If we humans are so fixated on love, why is there so much hatred, rage and anger in the world? Sadly, even inside of our church communities, love seems to be idle, giving way to divisiveness, competition, and separation from others. Love has been examined, dissected, and philosophized about since the first human walked the planet. We have been taught there are multiple versions of love; variations based on language, psychological perception, and biblical interpretations.
Each explanation breaks love into multiple descriptions, most tied to physical feelings. Are we over-analyzing love into obscurity? The smaller the variant, the less significant each piece is. Don’t we work to “divide and conquer” most things that we don’t understand or can’t control?

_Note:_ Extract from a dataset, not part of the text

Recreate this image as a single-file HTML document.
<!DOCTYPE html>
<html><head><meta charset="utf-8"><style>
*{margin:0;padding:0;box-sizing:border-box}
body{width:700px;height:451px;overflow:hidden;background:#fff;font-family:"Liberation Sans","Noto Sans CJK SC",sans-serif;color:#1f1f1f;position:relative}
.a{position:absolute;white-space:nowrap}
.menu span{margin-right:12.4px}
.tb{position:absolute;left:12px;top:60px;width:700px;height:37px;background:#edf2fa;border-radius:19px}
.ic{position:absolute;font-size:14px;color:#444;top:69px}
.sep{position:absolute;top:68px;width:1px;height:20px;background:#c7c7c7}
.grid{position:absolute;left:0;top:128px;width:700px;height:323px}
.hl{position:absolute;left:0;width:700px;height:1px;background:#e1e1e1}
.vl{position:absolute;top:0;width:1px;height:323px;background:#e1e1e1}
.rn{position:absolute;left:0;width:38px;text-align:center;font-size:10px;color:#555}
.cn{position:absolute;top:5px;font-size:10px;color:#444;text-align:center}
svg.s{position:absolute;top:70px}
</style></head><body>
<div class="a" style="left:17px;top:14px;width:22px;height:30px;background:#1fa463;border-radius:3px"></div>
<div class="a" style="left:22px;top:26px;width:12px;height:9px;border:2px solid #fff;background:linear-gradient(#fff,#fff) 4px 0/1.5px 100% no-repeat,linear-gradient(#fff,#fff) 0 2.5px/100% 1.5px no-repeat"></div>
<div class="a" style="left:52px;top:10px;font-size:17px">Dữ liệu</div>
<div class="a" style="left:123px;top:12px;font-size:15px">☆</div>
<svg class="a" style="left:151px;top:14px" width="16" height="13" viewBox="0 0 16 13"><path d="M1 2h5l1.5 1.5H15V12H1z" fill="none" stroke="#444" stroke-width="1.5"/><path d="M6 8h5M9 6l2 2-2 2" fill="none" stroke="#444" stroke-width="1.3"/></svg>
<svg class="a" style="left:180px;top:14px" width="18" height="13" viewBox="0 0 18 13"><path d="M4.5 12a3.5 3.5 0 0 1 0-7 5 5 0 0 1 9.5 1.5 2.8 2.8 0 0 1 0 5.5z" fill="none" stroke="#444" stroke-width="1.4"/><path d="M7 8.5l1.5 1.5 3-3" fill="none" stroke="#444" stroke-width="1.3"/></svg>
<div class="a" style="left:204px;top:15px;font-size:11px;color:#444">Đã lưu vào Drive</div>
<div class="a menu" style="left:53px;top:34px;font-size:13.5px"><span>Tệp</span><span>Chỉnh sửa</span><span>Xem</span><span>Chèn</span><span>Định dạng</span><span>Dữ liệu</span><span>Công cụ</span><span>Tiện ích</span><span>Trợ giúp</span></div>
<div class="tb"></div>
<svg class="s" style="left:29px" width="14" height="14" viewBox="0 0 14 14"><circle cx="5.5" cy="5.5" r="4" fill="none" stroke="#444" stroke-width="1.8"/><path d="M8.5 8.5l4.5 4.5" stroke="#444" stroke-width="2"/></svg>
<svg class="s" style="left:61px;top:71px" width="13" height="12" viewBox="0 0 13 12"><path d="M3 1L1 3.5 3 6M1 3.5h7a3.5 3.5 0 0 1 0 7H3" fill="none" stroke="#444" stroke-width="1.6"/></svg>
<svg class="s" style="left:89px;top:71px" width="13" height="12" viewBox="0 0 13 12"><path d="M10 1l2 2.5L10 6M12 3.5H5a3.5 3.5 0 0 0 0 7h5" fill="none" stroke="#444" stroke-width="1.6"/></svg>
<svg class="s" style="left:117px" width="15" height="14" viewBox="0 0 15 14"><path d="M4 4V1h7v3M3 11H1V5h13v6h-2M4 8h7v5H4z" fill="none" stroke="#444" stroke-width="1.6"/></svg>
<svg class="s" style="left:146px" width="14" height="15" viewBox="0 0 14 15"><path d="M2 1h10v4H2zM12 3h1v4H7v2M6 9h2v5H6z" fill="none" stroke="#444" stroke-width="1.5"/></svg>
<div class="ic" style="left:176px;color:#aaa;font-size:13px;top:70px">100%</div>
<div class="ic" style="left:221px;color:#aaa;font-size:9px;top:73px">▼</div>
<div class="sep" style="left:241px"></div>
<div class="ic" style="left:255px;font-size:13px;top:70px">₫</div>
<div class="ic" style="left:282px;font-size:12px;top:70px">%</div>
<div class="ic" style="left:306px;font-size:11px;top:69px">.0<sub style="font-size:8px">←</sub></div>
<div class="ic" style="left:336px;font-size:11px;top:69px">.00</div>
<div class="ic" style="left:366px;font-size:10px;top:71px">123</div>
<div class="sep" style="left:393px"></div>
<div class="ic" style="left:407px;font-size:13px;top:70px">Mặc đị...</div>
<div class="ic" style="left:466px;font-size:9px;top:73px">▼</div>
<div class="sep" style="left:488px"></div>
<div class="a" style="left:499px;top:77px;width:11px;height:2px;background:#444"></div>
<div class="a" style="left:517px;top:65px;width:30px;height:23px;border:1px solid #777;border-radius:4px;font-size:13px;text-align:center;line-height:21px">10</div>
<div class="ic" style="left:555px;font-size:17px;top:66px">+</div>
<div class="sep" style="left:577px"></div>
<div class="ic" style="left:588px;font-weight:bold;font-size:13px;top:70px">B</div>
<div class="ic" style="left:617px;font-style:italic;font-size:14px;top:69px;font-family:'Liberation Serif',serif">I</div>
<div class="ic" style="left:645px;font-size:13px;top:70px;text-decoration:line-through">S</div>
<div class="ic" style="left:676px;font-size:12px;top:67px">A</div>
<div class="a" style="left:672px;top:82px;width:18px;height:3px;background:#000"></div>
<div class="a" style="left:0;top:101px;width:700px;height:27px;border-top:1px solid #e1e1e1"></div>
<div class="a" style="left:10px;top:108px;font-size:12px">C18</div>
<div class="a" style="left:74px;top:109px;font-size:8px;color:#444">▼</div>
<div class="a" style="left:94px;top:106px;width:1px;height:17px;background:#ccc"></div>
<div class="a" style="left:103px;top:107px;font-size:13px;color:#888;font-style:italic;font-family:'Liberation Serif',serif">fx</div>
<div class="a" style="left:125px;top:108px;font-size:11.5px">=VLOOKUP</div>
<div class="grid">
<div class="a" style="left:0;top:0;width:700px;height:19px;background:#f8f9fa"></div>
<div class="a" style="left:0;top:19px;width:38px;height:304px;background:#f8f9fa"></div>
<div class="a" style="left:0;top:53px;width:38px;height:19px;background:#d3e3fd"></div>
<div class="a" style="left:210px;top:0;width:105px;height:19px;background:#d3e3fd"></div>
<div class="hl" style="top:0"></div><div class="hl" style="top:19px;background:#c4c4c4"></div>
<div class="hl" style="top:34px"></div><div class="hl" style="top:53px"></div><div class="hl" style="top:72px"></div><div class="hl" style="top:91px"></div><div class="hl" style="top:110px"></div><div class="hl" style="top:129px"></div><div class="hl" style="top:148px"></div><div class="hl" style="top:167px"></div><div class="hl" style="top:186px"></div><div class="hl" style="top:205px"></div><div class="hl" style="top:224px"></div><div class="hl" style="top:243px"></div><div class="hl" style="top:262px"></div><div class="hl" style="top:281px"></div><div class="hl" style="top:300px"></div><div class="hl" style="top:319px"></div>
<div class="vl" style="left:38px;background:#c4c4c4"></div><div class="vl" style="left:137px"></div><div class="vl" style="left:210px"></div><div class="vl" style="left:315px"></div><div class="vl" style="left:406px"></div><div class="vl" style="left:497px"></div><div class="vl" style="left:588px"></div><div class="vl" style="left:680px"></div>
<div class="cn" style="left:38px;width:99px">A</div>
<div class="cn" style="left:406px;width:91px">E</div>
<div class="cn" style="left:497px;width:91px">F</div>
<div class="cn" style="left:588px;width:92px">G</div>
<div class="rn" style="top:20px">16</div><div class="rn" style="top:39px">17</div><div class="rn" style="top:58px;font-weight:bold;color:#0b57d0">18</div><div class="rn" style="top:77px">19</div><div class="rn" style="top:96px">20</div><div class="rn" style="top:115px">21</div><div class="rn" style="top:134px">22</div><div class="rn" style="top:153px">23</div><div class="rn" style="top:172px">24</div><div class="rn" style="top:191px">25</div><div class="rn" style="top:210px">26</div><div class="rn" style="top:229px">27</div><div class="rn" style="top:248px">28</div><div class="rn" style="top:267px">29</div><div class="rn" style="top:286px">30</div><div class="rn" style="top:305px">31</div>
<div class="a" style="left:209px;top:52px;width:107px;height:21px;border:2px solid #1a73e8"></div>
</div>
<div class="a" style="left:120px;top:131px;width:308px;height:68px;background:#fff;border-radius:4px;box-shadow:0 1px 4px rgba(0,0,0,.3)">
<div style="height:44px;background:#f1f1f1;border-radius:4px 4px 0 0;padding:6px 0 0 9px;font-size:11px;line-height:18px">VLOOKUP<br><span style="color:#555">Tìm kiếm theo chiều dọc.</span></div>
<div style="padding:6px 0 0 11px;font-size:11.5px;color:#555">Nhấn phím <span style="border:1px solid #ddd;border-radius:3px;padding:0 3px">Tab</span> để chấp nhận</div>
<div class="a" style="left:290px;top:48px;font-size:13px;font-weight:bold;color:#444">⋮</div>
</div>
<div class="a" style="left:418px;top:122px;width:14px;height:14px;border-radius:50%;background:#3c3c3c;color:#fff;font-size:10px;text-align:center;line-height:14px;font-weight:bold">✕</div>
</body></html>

Throughout my life, loving my fellow man has been the anchor in my relationships; personally, casually, and in my career. Not one love for this person, and another type of love for someone else. Instead, my goal was to always lead with unconditional love. That is, love without requirements, specifications, or expectations of reciprocation. Love based in caring and empathy, instead of physical feelings. Not always an easy path.
My book, Love Others Loudly is a story of how love has always worked in my life and is still at the core of all my interactions with others. How leading with unconditional love guided my steps; keeping me focused on the needs of others and not myself. A path that took a high school dropout working 12 hours a day in a dirty warehouse in Des Moines, Iowa, to the senior management staff of a Fortune 500 company and beyond.
“God blesses us, not for ourselves, He blesses us so that we may bless others."
Rowdy Van Horn, Pastor, One Church, Scottsdale
Above all, LOVE!
"Above all, love each other deeply, because love covers over a multitude of sins."